▶ INFORMATION PROVIDED
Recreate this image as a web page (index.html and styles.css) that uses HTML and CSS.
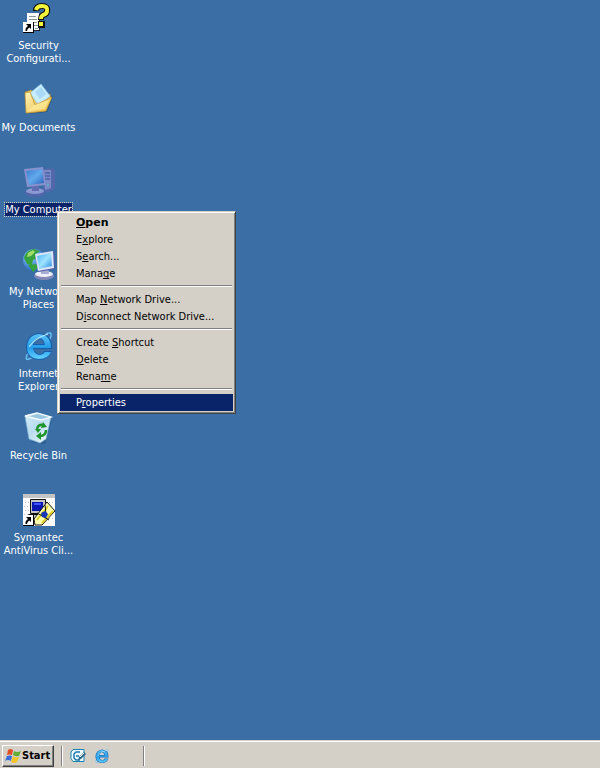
FILE: index.html
```html
<!DOCTYPE html>
<html lang="en">
<head>
<meta charset="utf-8">
<title>Desktop</title>
<link rel="stylesheet" href="styles.css">
</head>
<body>
<svg class="defs" aria-hidden="true">
  <defs>
    <linearGradient id="screen" x1="0" y1="0" x2="1" y2="1"><stop offset="0" stop-color="#48b0f4"/><stop offset=".5" stop-color="#a0e4ff"/><stop offset="1" stop-color="#258be0"/></linearGradient>
    <linearGradient id="folder" x1="0" y1="0" x2="1" y2="1"><stop offset="0" stop-color="#fff5bb"/><stop offset="1" stop-color="#eab83d"/></linearGradient>
    <linearGradient id="dim" x1="0" y1="0" x2="1" y2="1"><stop offset="0" stop-color="#3d7cd0"/><stop offset=".5" stop-color="#62a9ec"/><stop offset="1" stop-color="#2a61bd"/></linearGradient>
    <radialGradient id="globe" cx=".35" cy=".3" r=".8"><stop offset="0" stop-color="#9bd8ff"/><stop offset="1" stop-color="#1659be"/></radialGradient>
    <linearGradient id="bin" x1="0" y1="0" x2="1" y2="1"><stop offset="0" stop-color="#d4ecf8"/><stop offset=".45" stop-color="#b9dcf0"/><stop offset="1" stop-color="#f4fcff"/></linearGradient>
    <linearGradient id="ie" x1="0" y1="0" x2="0" y2="1"><stop offset="0" stop-color="#5cc2f6"/><stop offset=".55" stop-color="#249ce9"/><stop offset="1" stop-color="#63d2ff"/></linearGradient>
    <symbol id="shortcut" viewBox="0 0 11 11"><path fill="#000" d="M0 0h11v11H0z"/><path fill="#fff" d="M0 0h10v10H0z"/><path fill="#000" d="M3 2h5v5L6.500 5.500Q4 6.500 4 9H2.500Q2 6 5 4z"/></symbol>
    <symbol id="e-logo" viewBox="0 0 32 32">
      <path fill="none" stroke="#68c4f6" stroke-width="1.500" d="M5 23Q1 31 6 29Q9 28 13 25M23 4Q29 1 28 6L26 11"/>
      <path fill="#1560ac" fill-rule="evenodd" d="M16 3Q30 4 29 19H11Q12 24 17 24Q20 24 21 21H29Q26 30 16 30Q3 29 3 17Q4 4 16 3zM11 14H21Q20 9 16 9Q12 9 11 14z"/>
      <path fill="url(#ie)" fill-rule="evenodd" d="M16 4Q28 5 28 18H10Q11 25 17 25Q20 25 22 22H28Q25 29 16 29Q4 28 4 17Q5 5 16 4zM10 15H22Q21 8 16 8Q11 8 10 15z"/>
      <path fill="none" stroke="#b0e9ff" stroke-width="1.300" d="M6 17Q12 8 25 4"/>
    </symbol>
  </defs>
</svg>

<main class="desktop">
  <ul class="icons">
    <li><button class="shortcut" type="button">
      <svg viewBox="0 0 32 32" aria-hidden="true">
        <path fill="#223" d="M5 12h12v17H5z"/><path fill="#fff" d="M4 11h12v17H4z"/>
        <path stroke="#899" d="M6 14.500h7M6 17.500h8M6 20.500h8M10 23.500h5M12 26.500h3"/>
        <path fill="none" stroke="#111" stroke-width="6" d="M13 9Q13 4 19 4Q25 4 24 9Q24 12 20 13Q18 14 18 18"/>
        <path fill="none" stroke="#f4f43a" stroke-width="4" d="M13 8Q14 4 19 4Q25 4 24 9Q24 12 20 13Q18 14 18 17"/>
        <path fill="#111" d="M15 19h7v7h-7z"/><path fill="#f4f43a" d="M16 20h4v4h-4z"/>
        <use href="#shortcut" x="0" y="20" width="11" height="11"/>
      </svg>
      <span class="label">Security<br>Configurati...</span></button></li>
    <li><button class="shortcut" type="button">
      <svg viewBox="0 0 32 32" aria-hidden="true">
        <path fill="#173f6c" opacity=".5" d="M5 30l19-2 6-15-2-2-4 15z"/>
        <path fill="#efc85a" stroke="#9b762b" stroke-width=".6" d="M2 8l6-2 5 3 14 1 1 4-6 13-18 2z"/>
        <path fill="#c7edff" stroke="#8cc4ec" stroke-width=".7" d="M7 9L18 0l9 12-11 10z"/>
        <path fill="#94cdf3" d="M12 8l6-5 5 7-6 5z" opacity=".6"/>
        <path fill="url(#folder)" stroke="#bd922f" stroke-width=".7" d="M3 29L2 9l5-1 5 13 17-8-6 14z"/>
        <path fill="#fff1a4" d="M5 27l6-6 15-5-4 9z" opacity=".6"/>
      </svg>
      <span class="label">My Documents</span></button></li>
    <li><button class="shortcut" type="button">
      <svg viewBox="0 0 32 32" aria-hidden="true">
        <path fill="#5368ab" d="M20 3l9-1 3 2v19l-8 4-4-3z"/><path fill="#7b8bc8" d="M21 4h7v18l-6 2z"/>
        <path stroke="#354f97" d="M22 7h5M22 10h5M22 13h5"/><circle cx="25" cy="19" r="1" fill="#52b5c5"/>
        <ellipse cx="12" cy="27" rx="10" ry="4" fill="#5365aa"/><ellipse cx="12" cy="25" rx="9" ry="3" fill="#8c98d0"/>
        <path fill="#606db4" d="M9 19h7v6H9z"/><path fill="#8791cc" d="M1 3l19-2 3 18-19 2z"/>
        <path fill="url(#dim)" d="M3 5l16-2 2 14-15 2z"/>
      </svg>
      <span class="label selected">My Computer</span></button></li>
    <li><button class="shortcut" type="button">
      <svg viewBox="0 0 32 32" aria-hidden="true">
        <circle cx="11" cy="12" r="11" fill="url(#globe)"/>
        <path fill="#36a33e" d="M1 10Q3 2 11 1l6 2-4 3 2 4-5 2-1 5-5-1zM5 17l8-1 2 4-5 4z"/><path fill="#a3dd69" d="M5 5l5-3 2 2-4 4-4 1z"/>
        <ellipse cx="21" cy="28" rx="10" ry="4" fill="#8388b8"/><ellipse cx="21" cy="26" rx="9" ry="3" fill="#eeeef8"/>
        <path fill="#a8add4" d="M18 19h7l1 7h-8z"/><path fill="#515ba0" d="M12 7l19-3 1 17-17 3z"/><path fill="#dce6fb" d="M12 6l18-3 1 17-16 3z"/>
        <path fill="url(#screen)" d="M14 8l14-3 1 13-13 3z"/>
      </svg>
      <span class="label">My Network<br>Places</span></button></li>
    <li><button class="shortcut" type="button">
      <svg viewBox="0 0 32 32" aria-hidden="true"><use href="#e-logo"/></svg>
      <span class="label">Internet<br>Explorer</span></button></li>
    <li><button class="shortcut" type="button">
      <svg viewBox="0 0 32 32" aria-hidden="true">
        <path fill="#204e78" opacity=".5" d="M8 30l14 2 7-24-3-1z"/>
        <path fill="url(#bin)" stroke="#82b8d5" stroke-width=".7" d="M2 4L14 1l14 4-5 22-6 4-11-4z"/>
        <path fill="#9cc8df" d="M4 5l10-3 12 3-8 3z"/><path fill="none" stroke="#f6fdff" stroke-width="1.300" d="M2 4l16 4 10-3L14 1z"/>
        <g fill="none" stroke="#20942c" stroke-width="2.500"><path d="M14 17q1-5 7-4"/><path d="M23 18q0 6-6 6"/></g>
        <path fill="#20942c" d="M20 10l4 5-6 1zM18 20l-5 4 5 4zM12 17h6l-3 4z"/>
      </svg>
      <span class="label">Recycle Bin</span></button></li>
    <li><button class="shortcut" type="button">
      <svg viewBox="0 0 32 32" aria-hidden="true">
        <path fill="#fff" d="M0 0h32v32H0z"/><path fill="#c4c4c4" d="M0 0h32v4H0z"/><path stroke="#c7c7c7" stroke-dasharray="1 2" d="M2 8.500h30M1 12.500h30M2 16.500h30M1 20.500h30M2 24.500h30"/>
        <path fill="#c4c4c4" stroke="#111" d="M7.500 5.500h15v14h-15zM5.500 20.500h18v4h-18z"/><path fill="#0715b1" d="M9 8h11v9H9z"/><path fill="#3b54ff" d="M11 9h7v2h-7z"/>
        <path fill="#ffffb0" stroke="#111" d="M11 25L24 8l8 9-13 14h-7z"/><path stroke="#ddcf29" stroke-width="2" d="M14 26l11-14M19 29l11-12"/><path stroke="#111" d="M14 19l12 7M22 11l1 9"/><path fill="#1637b6" d="M18 19l4-2 3 3-2 4-4-1z"/>
        <use href="#shortcut" x="0" y="21" width="11" height="11"/>
      </svg>
      <span class="label">Symantec<br>AntiVirus Cli...</span></button></li>
  </ul>

  <div class="menu" role="menu" aria-label="My Computer">
    <button type="button" role="menuitem" class="default"><u>O</u>pen</button>
    <button type="button" role="menuitem">E<u>x</u>plore</button>
    <button type="button" role="menuitem">S<u>e</u>arch...</button>
    <button type="button" role="menuitem">Mana<u>g</u>e</button>
    <hr>
    <button type="button" role="menuitem">Map <u>N</u>etwork Drive...</button>
    <button type="button" role="menuitem">D<u>i</u>sconnect Network Drive...</button>
    <hr>
    <button type="button" role="menuitem">Create <u>S</u>hortcut</button>
    <button type="button" role="menuitem"><u>D</u>elete</button>
    <button type="button" role="menuitem">Rena<u>m</u>e</button>
    <hr>
    <button type="button" role="menuitem" class="active">P<u>r</u>operties</button>
  </div>
</main>

<footer class="taskbar">
  <button class="start" type="button">
    <svg viewBox="0 0 16 16" aria-hidden="true"><path fill="#e34f24" d="M3 2q3-2 5 0L7 7Q4 6 2 7z"/><path fill="#63ae35" d="M9 3q3 2 7 0l-2 5q-3 1-6-1z"/><path fill="#3c6edb" d="M2 8q3-1 5 0l-1 5q-3-2-6 0z"/><path fill="#f4c526" d="M8 8q2 2 6 1l-2 5q-3 2-6 0z"/></svg>
    Start</button>
  <nav class="quick" aria-label="Quick Launch">
    <button type="button" aria-label="Show Desktop"><svg viewBox="0 0 16 16" aria-hidden="true"><path fill="#eefaff" stroke="#1683b5" d="M3 1.500h11v12H3l-2-3V4z"/><path fill="none" stroke="#177baf" stroke-width="1.500" d="M10 4H6L4 6v4l2 2h4M6 8h3"/><path fill="#28658b" d="M9 9l5-5 2 2-5 5-3 1z"/><path stroke="#fff" d="M10 9l4-4"/></svg></button>
    <button type="button" aria-label="Internet Explorer"><svg viewBox="0 0 32 32" aria-hidden="true"><use href="#e-logo"/></svg></button>
  </nav>
  <span class="grip"></span>
</footer>
</body>
</html>
```
FILE: styles.css
```css
* { box-sizing: border-box; }

body {
  margin: 0;
  min-height: 100vh;
  display: flex;
  flex-direction: column;
  background: #3a6ea5;
  font: 11px/13px "DejaVu Sans Condensed", "Noto Sans", sans-serif;
}

button {
  margin: 0;
  padding: 0;
  border: 0;
  background: none;
  color: inherit;
  font: inherit;
}

svg { display: block; flex: none; }
.defs { position: absolute; width: 0; height: 0; }

.desktop { position: relative; flex: 1; }

.icons {
  display: grid;
  grid-auto-rows: 82px;
  width: 77px;
  margin: 0;
  padding: 2px 0 0;
  list-style: none;
}

.shortcut {
  display: flex;
  flex-direction: column;
  align-items: center;
  gap: 5px;
  width: 100%;
  color: #fff;
  white-space: nowrap;
}

.shortcut svg { width: 32px; height: 32px; }
.selected { background: #0a246a; outline: 1px dotted #d4d0c8; }

.menu {
  position: absolute;
  top: 211px;
  left: 57px;
  width: 179px;
  padding: 2px;
  border: 1px solid;
  border-color: #d4d0c8 #404040 #404040 #d4d0c8;
  background: #d4d0c8;
  box-shadow: inset 1px 1px #fff, inset -1px -1px #808080;
}

.menu button {
  display: block;
  width: 100%;
  height: 17px;
  padding: 0 16px;
  color: #000;
  text-align: left;
  white-space: nowrap;
}

.menu u { text-underline-offset: 1px; text-decoration-thickness: 1px; text-decoration-skip-ink: none; }
.menu .default { font-family: "DejaVu Sans", sans-serif; font-weight: bold; }
.menu .active { background: #0a246a; color: #fff; }

.menu hr {
  height: 2px;
  margin: 3px 1px 4px;
  border: 0;
  border-top: 1px solid #808080;
  border-bottom: 1px solid #fff;
}

.taskbar {
  display: flex;
  align-items: center;
  height: 28px;
  padding: 2px 2px 0;
  border-top: 1px solid #d4d0c8;
  background: #d4d0c8;
  box-shadow: inset 0 1px #fff;
}

.start {
  display: flex;
  align-items: center;
  gap: 1px;
  height: 22px;
  padding: 0 3px 0 2px;
  border: 1px solid;
  border-color: #fff #404040 #404040 #fff;
  box-shadow: inset -1px -1px #808080;
  color: #000;
  font-weight: bold;
}

.start svg, .quick svg { width: 16px; height: 16px; }

.quick {
  display: flex;
  align-items: center;
  gap: 8px;
  width: 82px;
  height: 20px;
  margin-left: 7px;
  padding-left: 8px;
  border-left: 1px solid #808080;
  box-shadow: inset 1px 0 #fff;
}

.grip {
  width: 2px;
  height: 20px;
  border-left: 1px solid #808080;
  border-right: 1px solid #fff;
}
```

▶ EXERCISE GOAL
Report all lines of the data that include the word "styles".

▶ THE ANSWER
Recreate this image as a web page (index.html and styles.css) that uses HTML and CSS.
<link rel="stylesheet" href="styles.css">
FILE: styles.css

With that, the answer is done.